## Your objective
Copy the material that follows word for word and omit its pictures.

## Information shown

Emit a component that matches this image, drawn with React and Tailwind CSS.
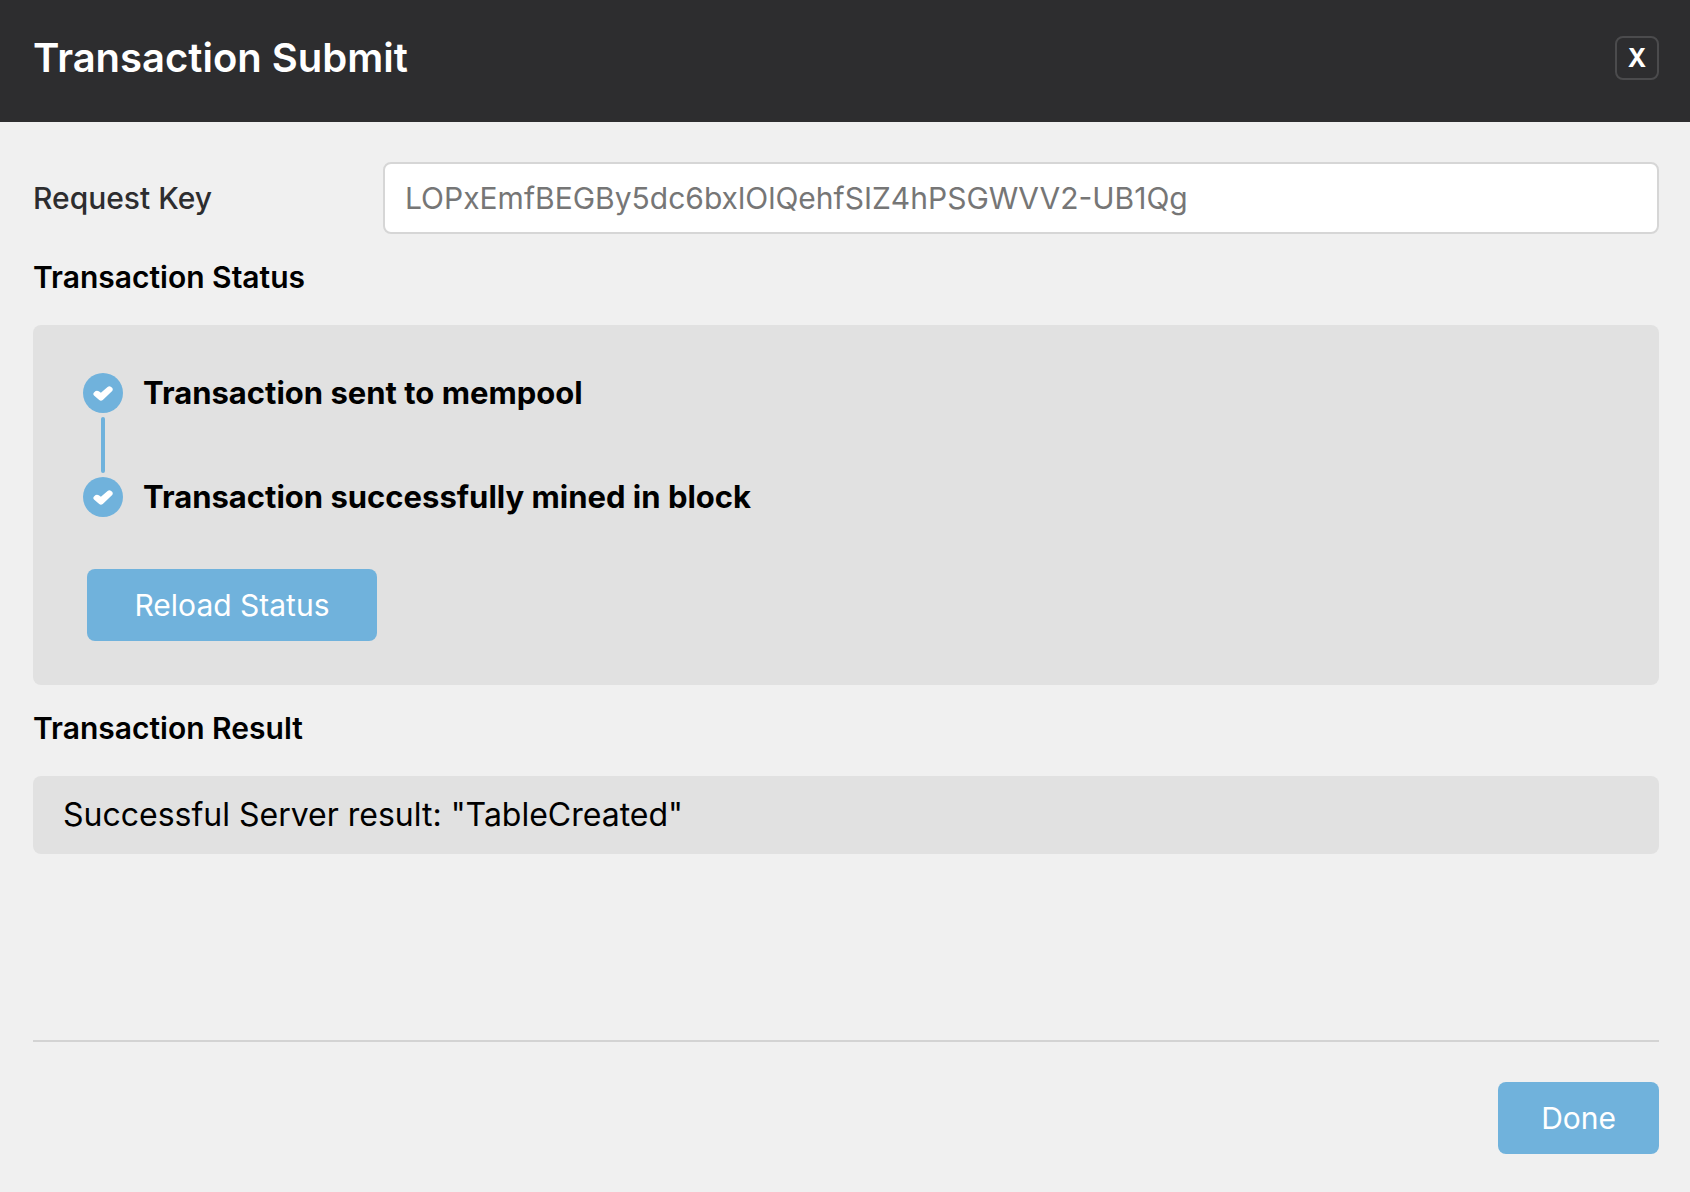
const steps = ["Transaction sent to mempool", "Transaction successfully mined in block"];

function CheckBadge() {
  return (
    <span className="flex size-10 items-center justify-center rounded-full bg-[#70b2dc]">
      <svg width="20" height="15" viewBox="0 0 20 15" fill="none" aria-hidden="true">
        <path
          d="M1 6.4 L2.6 5 Q4.2 4.2 5.8 5.2 L7.9 6.7 L14.6 0.9 Q16.2 -0.1 17.8 0.7 L19.1 1.8 Q20.4 3.3 19.2 4.9 L9.8 13.9 Q8 15.3 6.2 14 L1 9.6 Q-0.4 8 1 6.4 Z"
          fill="#fff"
        />
      </svg>
    </span>
  );
}

function ActionButton({ className = "", children }) {
  return (
    <button
      type="button"
      className={"h-18 rounded-lg bg-[#70b2dc] px-[43px] text-[30px] text-white " + className}
    >
      {children}
    </button>
  );
}

export default function App() {
  return (
    <div className="flex min-h-screen flex-col bg-[#f0f0f0] font-['Inter',sans-serif] text-black">
      <header className="flex items-center justify-between bg-[#2d2d2f] pt-9 pr-[31px] pb-[42px] pl-[33px] text-white">
        <h1 className="text-[40px] leading-11 font-semibold">Transaction Submit</h1>
        <button
          type="button"
          aria-label="Close"
          className="flex size-11 items-center justify-center rounded-lg border-2 border-[#4b4b4d] pt-0.5 text-[25px] font-bold"
        >
          X
        </button>
      </header>

      <main className="flex flex-1 flex-col pt-10 pr-[31px] pb-[38px] pl-[33px]">
        <div className="flex items-center">
          <label htmlFor="request-key" className="w-[350px] shrink-0 text-[30px] font-medium text-[#2d2d2f]">
            Request Key
          </label>
          <input
            id="request-key"
            type="text"
            readOnly
            placeholder="LOPxEmfBEGBy5dc6bxlOlQehfSIZ4hPSGWVV2-UB1Qg"
            className="h-18 min-w-0 flex-1 rounded-lg border-2 border-[#d6d6d6] bg-white px-5 text-[30px] placeholder:text-[#767676]"
          />
        </div>

        <h2 className="mt-[23px] text-[30px] leading-10 font-semibold">Transaction Status</h2>
        <section className="mt-7 rounded-lg bg-[#e1e1e1] pt-12 pr-12 pb-11 pl-[50px]">
          <ol>
            {steps.map((step, index) => (
              <li key={step}>
                {index > 0 && <div className="my-1 ml-[18px] h-14 w-1 rounded-full bg-[#70b2dc]" />}
                <div className="flex items-center gap-5">
                  <CheckBadge />
                  <span className="text-[31px] leading-10 font-bold">{step}</span>
                </div>
              </li>
            ))}
          </ol>
          <div className="mt-[52px] ml-1">
            <ActionButton className="min-w-[290px]">Reload Status</ActionButton>
          </div>
        </section>

        <h2 className="mt-[23px] text-[30px] leading-10 font-semibold">Transaction Result</h2>
        <section className="mt-7 rounded-lg bg-[#e1e1e1] px-[30px] py-[19px] text-[32px] leading-10">
          Successful Server result: "TableCreated"
        </section>

        <footer className="mt-auto flex justify-end border-t-2 border-[#d3d3d3] pt-10">
          <ActionButton>Done</ActionButton>
        </footer>
      </main>
    </div>
  );
}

## Result for this task
Emit a component that matches this image, drawn with React and Tailwind CSS.
const steps = ["Transaction sent to mempool", "Transaction successfully mined in block"];

function CheckBadge() {
  return (
    <span className="flex size-10 items-center justify-center rounded-full bg-[#70b2dc]">
      <svg width="20" height="15" viewBox="0 0 20 15" fill="none" aria-hidden="true">
        <path
          d="M1 6.4 L2.6 5 Q4.2 4.2 5.8 5.2 L7.9 6.7 L14.6 0.9 Q16.2 -0.1 17.8 0.7 L19.1 1.8 Q20.4 3.3 19.2 4.9 L9.8 13.9 Q8 15.3 6.2 14 L1 9.6 Q-0.4 8 1 6.4 Z"
          fill="#fff"
        />
      </svg>
    </span>
  );
}

function ActionButton({ className = "", children }) {
  return (
    <button
      type="button"
      className={"h-18 rounded-lg bg-[#70b2dc] px-[43px] text-[30px] text-white " + className}
    >
      {children}
    </button>
  );
}

export default function App() {
  return (
    <div className="flex min-h-screen flex-col bg-[#f0f0f0] font-['Inter',sans-serif] text-black">
      <header className="flex items-center justify-between bg-[#2d2d2f] pt-9 pr-[31px] pb-[42px] pl-[33px] text-white">
        <h1 className="text-[40px] leading-11 font-semibold">Transaction Submit</h1>
        <button
          type="button"
          aria-label="Close"
          className="flex size-11 items-center justify-center rounded-lg border-2 border-[#4b4b4d] pt-0.5 text-[25px] font-bold"
        >
          X
        </button>
      </header>

      <main className="flex flex-1 flex-col pt-10 pr-[31px] pb-[38px] pl-[33px]">
        <div className="flex items-center">
          <label htmlFor="request-key" className="w-[350px] shrink-0 text-[30px] font-medium text-[#2d2d2f]">
            Request Key
          </label>
          <input
            id="request-key"
            type="text"
            readOnly
            placeholder="LOPxEmfBEGBy5dc6bxlOlQehfSIZ4hPSGWVV2-UB1Qg"
            className="h-18 min-w-0 flex-1 rounded-lg border-2 border-[#d6d6d6] bg-white px-5 text-[30px] placeholder:text-[#767676]"
          />
        </div>

        <h2 className="mt-[23px] text-[30px] leading-10 font-semibold">Transaction Status</h2>
        <section className="mt-7 rounded-lg bg-[#e1e1e1] pt-12 pr-12 pb-11 pl-[50px]">
          <ol>
            {steps.map((step, index) => (
              <li key={step}>
                {index > 0 && <div className="my-1 ml-[18px] h-14 w-1 rounded-full bg-[#70b2dc]" />}
                <div className="flex items-center gap-5">
                  <CheckBadge />
                  <span className="text-[31px] leading-10 font-bold">{step}</span>
                </div>
              </li>
            ))}
          </ol>
          <div className="mt-[52px] ml-1">
            <ActionButton className="min-w-[290px]">Reload Status</ActionButton>
          </div>
        </section>

        <h2 className="mt-[23px] text-[30px] leading-10 font-semibold">Transaction Result</h2>
        <section className="mt-7 rounded-lg bg-[#e1e1e1] px-[30px] py-[19px] text-[32px] leading-10">
          Successful Server result: "TableCreated"
        </section>

        <footer className="mt-auto flex justify-end border-t-2 border-[#d3d3d3] pt-10">
          <ActionButton>Done</ActionButton>
        </footer>
      </main>
    </div>
  );
}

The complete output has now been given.